» RECORDED DATA

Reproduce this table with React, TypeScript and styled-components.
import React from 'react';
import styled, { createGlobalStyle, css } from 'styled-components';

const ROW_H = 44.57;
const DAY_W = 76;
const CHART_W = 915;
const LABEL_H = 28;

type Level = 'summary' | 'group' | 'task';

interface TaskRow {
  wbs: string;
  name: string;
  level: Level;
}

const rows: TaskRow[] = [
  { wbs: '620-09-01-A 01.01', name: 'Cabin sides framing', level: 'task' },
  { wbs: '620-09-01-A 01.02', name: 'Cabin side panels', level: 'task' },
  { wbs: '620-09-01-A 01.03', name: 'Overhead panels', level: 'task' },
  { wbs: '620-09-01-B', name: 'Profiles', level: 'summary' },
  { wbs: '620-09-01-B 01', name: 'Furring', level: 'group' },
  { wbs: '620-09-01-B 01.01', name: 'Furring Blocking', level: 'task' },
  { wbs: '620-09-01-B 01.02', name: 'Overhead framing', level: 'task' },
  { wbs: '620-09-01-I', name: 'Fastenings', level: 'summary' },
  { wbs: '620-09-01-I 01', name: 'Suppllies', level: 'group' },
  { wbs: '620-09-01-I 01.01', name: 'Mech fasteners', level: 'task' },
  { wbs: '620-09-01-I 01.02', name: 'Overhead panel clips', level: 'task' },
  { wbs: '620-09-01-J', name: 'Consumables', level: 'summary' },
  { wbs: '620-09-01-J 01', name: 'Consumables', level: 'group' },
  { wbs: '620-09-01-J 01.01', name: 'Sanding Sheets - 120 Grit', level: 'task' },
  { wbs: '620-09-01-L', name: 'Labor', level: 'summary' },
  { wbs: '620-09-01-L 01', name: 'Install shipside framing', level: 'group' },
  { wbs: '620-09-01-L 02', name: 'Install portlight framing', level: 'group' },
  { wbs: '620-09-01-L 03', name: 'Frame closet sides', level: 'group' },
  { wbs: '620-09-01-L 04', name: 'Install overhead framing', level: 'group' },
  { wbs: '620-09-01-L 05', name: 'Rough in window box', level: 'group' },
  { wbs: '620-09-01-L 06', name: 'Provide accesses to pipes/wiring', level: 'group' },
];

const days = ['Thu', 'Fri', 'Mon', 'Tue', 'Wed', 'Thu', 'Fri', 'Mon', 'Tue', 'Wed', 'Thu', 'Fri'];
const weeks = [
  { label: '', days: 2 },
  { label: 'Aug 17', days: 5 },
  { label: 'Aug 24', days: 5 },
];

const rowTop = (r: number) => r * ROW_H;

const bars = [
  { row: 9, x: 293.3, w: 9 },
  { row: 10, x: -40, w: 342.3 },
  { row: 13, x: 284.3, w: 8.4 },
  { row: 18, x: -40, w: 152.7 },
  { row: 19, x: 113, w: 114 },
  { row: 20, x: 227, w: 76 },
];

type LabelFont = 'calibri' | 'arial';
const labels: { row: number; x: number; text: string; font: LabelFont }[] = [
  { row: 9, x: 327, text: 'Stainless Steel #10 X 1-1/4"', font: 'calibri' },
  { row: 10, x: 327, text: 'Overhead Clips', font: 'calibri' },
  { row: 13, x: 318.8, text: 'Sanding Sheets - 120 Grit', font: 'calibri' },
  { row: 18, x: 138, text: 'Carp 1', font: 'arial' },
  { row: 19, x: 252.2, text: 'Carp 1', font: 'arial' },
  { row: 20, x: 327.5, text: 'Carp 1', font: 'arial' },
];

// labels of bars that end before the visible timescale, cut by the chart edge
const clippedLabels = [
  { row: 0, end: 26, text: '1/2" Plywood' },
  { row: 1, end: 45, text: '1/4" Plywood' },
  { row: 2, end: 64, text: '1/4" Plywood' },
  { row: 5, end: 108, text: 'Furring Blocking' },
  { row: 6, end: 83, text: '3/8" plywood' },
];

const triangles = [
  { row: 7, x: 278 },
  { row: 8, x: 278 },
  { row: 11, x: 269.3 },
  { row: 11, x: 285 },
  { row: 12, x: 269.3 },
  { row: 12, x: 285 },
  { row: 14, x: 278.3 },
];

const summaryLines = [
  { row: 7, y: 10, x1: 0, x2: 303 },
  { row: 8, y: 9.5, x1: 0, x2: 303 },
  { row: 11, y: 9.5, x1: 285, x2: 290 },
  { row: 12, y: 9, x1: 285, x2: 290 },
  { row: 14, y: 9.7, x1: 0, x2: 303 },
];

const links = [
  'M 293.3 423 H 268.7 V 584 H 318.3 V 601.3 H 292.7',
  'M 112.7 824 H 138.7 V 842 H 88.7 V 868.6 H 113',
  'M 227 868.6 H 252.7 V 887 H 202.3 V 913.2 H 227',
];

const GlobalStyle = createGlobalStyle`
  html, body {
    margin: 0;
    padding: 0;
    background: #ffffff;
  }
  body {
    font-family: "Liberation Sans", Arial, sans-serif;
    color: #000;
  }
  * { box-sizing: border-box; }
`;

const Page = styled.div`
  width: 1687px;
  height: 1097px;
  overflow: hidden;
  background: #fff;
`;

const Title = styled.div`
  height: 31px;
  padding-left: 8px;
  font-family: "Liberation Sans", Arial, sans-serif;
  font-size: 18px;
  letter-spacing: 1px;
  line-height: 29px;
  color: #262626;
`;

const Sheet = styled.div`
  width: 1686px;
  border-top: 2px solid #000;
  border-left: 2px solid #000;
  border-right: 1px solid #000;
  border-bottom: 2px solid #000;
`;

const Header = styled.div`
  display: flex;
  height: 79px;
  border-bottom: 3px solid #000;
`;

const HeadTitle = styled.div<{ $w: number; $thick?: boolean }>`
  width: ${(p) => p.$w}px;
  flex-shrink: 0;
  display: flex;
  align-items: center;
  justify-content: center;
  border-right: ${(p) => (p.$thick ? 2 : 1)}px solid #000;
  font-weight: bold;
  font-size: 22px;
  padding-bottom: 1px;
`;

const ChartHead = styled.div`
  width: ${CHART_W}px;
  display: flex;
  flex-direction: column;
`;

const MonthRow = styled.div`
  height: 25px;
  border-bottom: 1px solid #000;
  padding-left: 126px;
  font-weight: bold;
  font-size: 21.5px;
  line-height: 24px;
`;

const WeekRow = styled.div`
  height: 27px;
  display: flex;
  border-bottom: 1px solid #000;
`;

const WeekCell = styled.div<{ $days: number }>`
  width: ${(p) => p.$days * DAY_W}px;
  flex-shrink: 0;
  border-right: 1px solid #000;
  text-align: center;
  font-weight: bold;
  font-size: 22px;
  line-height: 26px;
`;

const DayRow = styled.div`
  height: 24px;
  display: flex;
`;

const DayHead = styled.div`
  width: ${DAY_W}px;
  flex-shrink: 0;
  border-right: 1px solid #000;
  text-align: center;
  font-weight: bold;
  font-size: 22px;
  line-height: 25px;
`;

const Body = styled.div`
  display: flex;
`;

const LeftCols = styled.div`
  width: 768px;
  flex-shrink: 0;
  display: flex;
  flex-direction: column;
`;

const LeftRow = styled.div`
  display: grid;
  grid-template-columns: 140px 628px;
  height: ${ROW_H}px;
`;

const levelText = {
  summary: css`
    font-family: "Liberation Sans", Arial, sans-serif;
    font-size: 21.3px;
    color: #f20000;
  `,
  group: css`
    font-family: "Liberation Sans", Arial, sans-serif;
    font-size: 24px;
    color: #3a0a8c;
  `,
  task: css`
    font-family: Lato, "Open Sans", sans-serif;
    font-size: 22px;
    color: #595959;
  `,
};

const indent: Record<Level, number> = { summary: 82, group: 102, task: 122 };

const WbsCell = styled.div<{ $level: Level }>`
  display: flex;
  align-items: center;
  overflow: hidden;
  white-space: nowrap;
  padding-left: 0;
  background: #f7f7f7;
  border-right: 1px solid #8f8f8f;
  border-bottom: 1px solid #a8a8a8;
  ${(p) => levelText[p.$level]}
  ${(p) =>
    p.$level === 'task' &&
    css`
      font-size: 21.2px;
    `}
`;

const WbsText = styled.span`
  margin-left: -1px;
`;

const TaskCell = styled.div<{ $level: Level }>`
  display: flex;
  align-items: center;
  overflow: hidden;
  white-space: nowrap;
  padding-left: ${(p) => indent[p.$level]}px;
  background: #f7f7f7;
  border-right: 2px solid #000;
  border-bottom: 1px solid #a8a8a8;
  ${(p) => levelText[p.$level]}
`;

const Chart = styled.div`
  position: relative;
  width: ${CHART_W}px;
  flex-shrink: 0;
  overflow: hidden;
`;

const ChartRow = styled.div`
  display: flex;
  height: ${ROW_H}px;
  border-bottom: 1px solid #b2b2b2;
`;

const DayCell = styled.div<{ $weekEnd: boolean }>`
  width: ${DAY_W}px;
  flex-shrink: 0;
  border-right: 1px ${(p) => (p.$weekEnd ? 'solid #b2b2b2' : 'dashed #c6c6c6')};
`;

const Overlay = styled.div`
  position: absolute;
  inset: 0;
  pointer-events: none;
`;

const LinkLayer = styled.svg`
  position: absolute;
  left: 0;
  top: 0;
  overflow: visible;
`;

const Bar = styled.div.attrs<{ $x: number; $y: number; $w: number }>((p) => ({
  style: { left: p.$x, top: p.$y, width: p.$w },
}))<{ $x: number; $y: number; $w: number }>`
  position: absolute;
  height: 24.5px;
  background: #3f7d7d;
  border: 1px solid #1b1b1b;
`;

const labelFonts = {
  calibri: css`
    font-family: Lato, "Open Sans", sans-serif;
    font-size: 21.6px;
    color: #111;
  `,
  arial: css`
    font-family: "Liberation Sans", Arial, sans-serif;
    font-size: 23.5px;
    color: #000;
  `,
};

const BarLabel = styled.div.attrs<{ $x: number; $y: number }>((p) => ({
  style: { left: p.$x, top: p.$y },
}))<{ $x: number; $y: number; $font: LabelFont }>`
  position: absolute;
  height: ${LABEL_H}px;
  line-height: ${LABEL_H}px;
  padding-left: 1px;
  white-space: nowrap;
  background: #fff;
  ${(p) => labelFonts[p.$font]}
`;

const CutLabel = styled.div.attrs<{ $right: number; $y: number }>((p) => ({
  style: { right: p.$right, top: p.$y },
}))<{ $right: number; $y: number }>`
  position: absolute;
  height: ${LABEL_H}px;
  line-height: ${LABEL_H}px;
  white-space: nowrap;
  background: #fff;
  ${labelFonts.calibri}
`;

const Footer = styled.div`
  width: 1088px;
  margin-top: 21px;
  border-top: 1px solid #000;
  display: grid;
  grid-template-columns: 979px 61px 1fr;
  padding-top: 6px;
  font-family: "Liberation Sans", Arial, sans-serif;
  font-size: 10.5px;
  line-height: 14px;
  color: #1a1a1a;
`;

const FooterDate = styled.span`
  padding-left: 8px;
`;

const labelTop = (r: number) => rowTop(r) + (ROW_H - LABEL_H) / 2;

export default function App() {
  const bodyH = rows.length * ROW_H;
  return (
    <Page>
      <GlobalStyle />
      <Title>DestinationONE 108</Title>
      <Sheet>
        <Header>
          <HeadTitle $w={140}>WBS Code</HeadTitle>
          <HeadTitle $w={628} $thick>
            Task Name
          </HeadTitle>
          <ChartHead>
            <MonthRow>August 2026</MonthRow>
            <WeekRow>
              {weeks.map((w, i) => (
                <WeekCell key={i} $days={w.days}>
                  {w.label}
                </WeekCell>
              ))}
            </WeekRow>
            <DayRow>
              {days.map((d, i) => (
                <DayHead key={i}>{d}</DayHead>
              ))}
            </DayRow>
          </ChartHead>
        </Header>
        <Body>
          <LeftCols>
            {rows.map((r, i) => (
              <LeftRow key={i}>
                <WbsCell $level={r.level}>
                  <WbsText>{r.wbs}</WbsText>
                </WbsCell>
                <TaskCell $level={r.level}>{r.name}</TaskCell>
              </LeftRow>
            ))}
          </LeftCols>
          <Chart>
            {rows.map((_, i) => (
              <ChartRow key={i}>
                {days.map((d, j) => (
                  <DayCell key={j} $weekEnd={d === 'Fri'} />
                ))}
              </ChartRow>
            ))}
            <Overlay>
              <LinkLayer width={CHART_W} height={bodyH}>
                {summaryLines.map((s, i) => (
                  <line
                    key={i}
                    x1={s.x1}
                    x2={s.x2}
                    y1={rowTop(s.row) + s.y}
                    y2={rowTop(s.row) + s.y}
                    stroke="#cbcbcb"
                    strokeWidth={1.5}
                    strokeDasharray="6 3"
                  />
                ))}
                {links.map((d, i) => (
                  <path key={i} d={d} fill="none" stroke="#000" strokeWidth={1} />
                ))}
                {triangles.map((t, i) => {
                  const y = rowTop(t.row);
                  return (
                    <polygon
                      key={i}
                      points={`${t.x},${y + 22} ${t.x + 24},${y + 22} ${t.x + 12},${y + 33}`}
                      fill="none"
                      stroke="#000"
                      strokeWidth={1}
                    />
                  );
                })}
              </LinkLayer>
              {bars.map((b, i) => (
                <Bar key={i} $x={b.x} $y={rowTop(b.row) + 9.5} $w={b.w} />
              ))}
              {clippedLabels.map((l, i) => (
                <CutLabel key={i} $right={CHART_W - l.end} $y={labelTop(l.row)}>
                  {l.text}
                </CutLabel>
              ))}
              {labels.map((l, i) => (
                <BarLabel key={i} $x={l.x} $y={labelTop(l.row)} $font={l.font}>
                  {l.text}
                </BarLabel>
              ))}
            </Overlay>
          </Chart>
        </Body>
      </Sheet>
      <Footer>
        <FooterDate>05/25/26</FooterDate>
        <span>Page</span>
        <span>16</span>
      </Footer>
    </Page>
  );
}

» DO THIS
Using the material above, quote the first line and each line after it, stopping at and including the line that holds "type Level = 'summary' | 'group' | 'task';".

» EXERCISE SOLUTION
Reproduce this table with React, TypeScript and styled-components.
import React from 'react';
import styled, { createGlobalStyle, css } from 'styled-components';

const ROW_H = 44.57;
const DAY_W = 76;
const CHART_W = 915;
const LABEL_H = 28;

type Level = 'summary' | 'group' | 'task';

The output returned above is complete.